SOFTWARE: Drawing from my scientific research on software algorithms, neural computation, pattern recognition, and data analysis, I engineer unique capabilities and robustness into the software systems I build. The results include:
- HTML compiler -- I introduced an HTML template compiler at the core of Hearst Digital Media's page-rendering engine, deployed in server farms in multiple datacenters. This reduced computational load by 4x, across Hearst Magazines' 48 websites, and saved Hearst costs of server deployment growth.

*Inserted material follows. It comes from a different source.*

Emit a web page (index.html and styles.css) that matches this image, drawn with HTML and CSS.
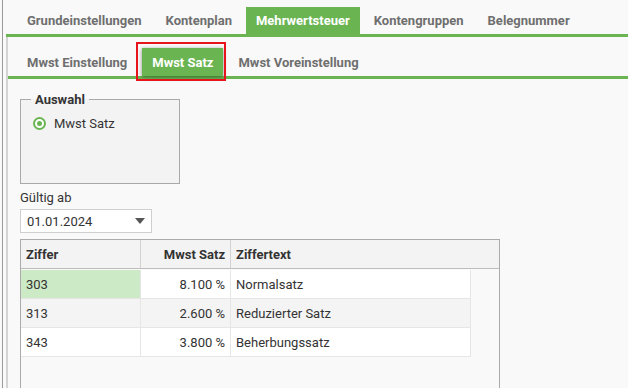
FILE: index.html
```html
<!DOCTYPE html>
<html lang="de">
<head>
  <meta charset="UTF-8">
  <meta name="viewport" content="width=device-width, initial-scale=1.0">
  <title>Mehrwertsteuer</title>
  <link rel="stylesheet" href="styles.css">
</head>
<body>

  <div class="frame">
    <ul class="tabs">
      <li>Grundeinstellungen</li>
      <li>Kontenplan</li>
      <li class="active">Mehrwertsteuer</li>
      <li>Kontengruppen</li>
      <li>Belegnummer</li>
    </ul>

    <div class="panel">
      <ul class="tabs sub">
        <li>Mwst Einstellung</li>
        <li class="active marked">Mwst Satz</li>
        <li>Mwst Voreinstellung</li>
      </ul>

      <div class="content">
        <fieldset class="group">
          <legend>Auswahl</legend>
          <label class="radio">
            <span class="dot"></span>
            Mwst Satz
          </label>
        </fieldset>

        <div class="field">
          <div class="field-label">Gültig ab</div>
          <div class="select">
            <span>01.01.2024</span>
            <span class="caret"></span>
          </div>
        </div>

        <div class="grid">
          <div class="grid-head">
            <div class="cell">Ziffer</div>
            <div class="cell num">Mwst Satz</div>
            <div class="cell">Ziffertext</div>
          </div>
          <div class="grid-body">
            <div class="row selected">
              <div class="cell">303</div>
              <div class="cell num">8.100 %</div>
              <div class="cell">Normalsatz</div>
            </div>
            <div class="row alt">
              <div class="cell">313</div>
              <div class="cell num">2.600 %</div>
              <div class="cell">Reduzierter Satz</div>
            </div>
            <div class="row">
              <div class="cell">343</div>
              <div class="cell num">3.800 %</div>
              <div class="cell">Beherbungssatz</div>
            </div>
          </div>
        </div>
      </div>
    </div>
  </div>

</body>
</html>
```

FILE: styles.css
```css
* {
  margin: 0;
  padding: 0;
  box-sizing: border-box;
}

ul, li {
  list-style: none;
}

html, body {
  height: 100%;
  overflow: hidden;
}

body {
  background-color: #f9f9f9;
  font-family: Roboto, "Liberation Sans", sans-serif;
  font-size: 13px;
  color: #333;
}

.frame {
  height: 100%;
  margin-left: 2px;
  padding-left: 3px;
  border-left: 1px solid #9a9a9a;
  display: flex;
  flex-direction: column;
}

/* tab bars */
.tabs {
  flex-shrink: 0;
  display: flex;
  align-items: flex-end;
  height: 37px;
  padding-left: 11px;
  border-bottom: 3px solid #6ab552;
}

.tabs > li {
  height: 27px;
  padding: 0 10px;
  margin-right: 4px;
  display: flex;
  align-items: center;
  font-weight: bold;
  color: #6f6f6f;
  cursor: pointer;
}

.tabs > li.active {
  background-color: #6ab552;
  color: #fff;
}

.panel {
  flex: 1;
  min-height: 0;
  overflow: hidden;
  border-left: 2px solid #d4d4d4;
}

.tabs.sub {
  height: 42px;
  padding-left: 9px;
}

.tabs.sub > li {
  margin-right: 5px;
}

.tabs.sub > li.active {
  position: relative;
  height: 28px;
  box-shadow: 0 1px 4px rgba(0, 0, 0, 0.45);
}

.tabs.sub > li.marked::after {
  content: "";
  position: absolute;
  left: -6px;
  right: -3px;
  top: -6px;
  bottom: -5px;
  border: 2px solid #e8141b;
}

.content {
  padding: 13px 0 0 12px;
}

/* Auswahl */
.group {
  width: 160px;
  height: 92px;
  border: 1px solid #a9a9a9;
  background-color: #f3f3f3;
  padding: 9px 12px 0;
}

.group legend {
  margin-left: -2px;
  padding: 0 4px;
  font-weight: bold;
  color: #333;
}

.radio {
  display: flex;
  align-items: center;
  gap: 8px;
}

.dot {
  width: 13px;
  height: 13px;
  border: 2px solid #6ab552;
  border-radius: 50%;
  background-color: #fff;
  display: flex;
  justify-content: center;
  align-items: center;
}

.dot::after {
  content: "";
  width: 5px;
  height: 5px;
  border-radius: 50%;
  background-color: #6ab552;
}

/* Gültig ab */
.field {
  margin-top: 6px;
}

.field-label {
  height: 19px;
  line-height: 16px;
}

.select {
  width: 132px;
  height: 24px;
  border: 1px solid #cfcfcf;
  background-color: #fff;
  display: flex;
  justify-content: space-between;
  align-items: center;
  padding: 0 6px 0 6px;
}

.caret {
  width: 0;
  height: 0;
  border-left: 5px solid transparent;
  border-right: 5px solid transparent;
  border-top: 6px solid #555;
}

/* Tabelle */
.grid {
  width: 480px;
  height: 200px;
  margin-top: 6px;
  border: 1px solid #ababab;
  background-color: #f9f9f9;
}

.grid-head {
  display: grid;
  grid-template-columns: 120px 90px 1fr;
  height: 29px;
  background-color: #f3f3f3;
  border-bottom: 1px solid #bdbdbd;
  font-weight: bold;
}

.grid-head .cell {
  border-right: 1px solid #d2d2d2;
}

.grid-head .cell:last-child {
  border-right: 0;
}

.cell {
  display: flex;
  align-items: center;
  padding: 0 5px;
}

.cell.num {
  justify-content: flex-end;
}

.grid-body {
  width: 450px;
  padding-top: 1px;
}

.row {
  display: grid;
  grid-template-columns: 120px 90px 1fr;
  height: 29px;
  background-color: #fff;
  border-bottom: 1px solid #e6e6e6;
  border-right: 1px solid #e6e6e6;
}

.row .cell {
  border-right: 1px solid #e6e6e6;
}

.row .cell:last-child {
  border-right: 0;
}

.row.alt {
  background-color: #f4f4f4;
}

.row.selected .cell:first-child {
  background-color: #cdeac6;
}
```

- MIMOSA -- I invented a dramatically faster method for identifying similarities between news stories. The result is a >50,000x speedup of news topic clustering, for Acquire Media's news search engine. We were granted US Patent 9,753,964 for the MIMOSA algorithms.
- ProxyMate -- My colleagues and I built a linearly-scalable platform for private web browsing, with high-performance C code, for Lucent Technologies' entrepreneurial New Ventures Group. I served as CTO for the successful spinoff to NaviPath.
- ThoughtWheel -- I built a full-stack implementation of a new social media platform, for finding and engaging communities of like-minded members. I developed the front-end UI and back-end database for creating custom user profile questionnaires.
- Deal Knowledge -- I worked with an overseas outsource development firm to design and build a custom knowledgebase on potential investments for a venture capital firm, Ericsson Venture Partners. I managed the outsource relationship and collaborated with internal VC team members to ensure satisfactory delivery.
- FLASH-BANG -- I created a custom text-pattern compiler at Acquire Media for ultrafast stock traders, The result is faster than Lex-generated C state-machine code for parsing text.
- KOTHIC -- I invented and built a suite of novel products that identify and deliver top news stories to customers, for Acquire Media. The underlying methods for automatically finding the top news stories are incorporated in several products.
- Pragma -- I architected and built an algorithmic crossing-network engine for optimally executing equity trades. I designed methods to bolster the gaming-resistance of the trade engine.
- LimeBits -- I led a team that built a website component-sharing product for Lime Labs. I redesigned the product and rearchitected the implementation based on investor vision and existing platform.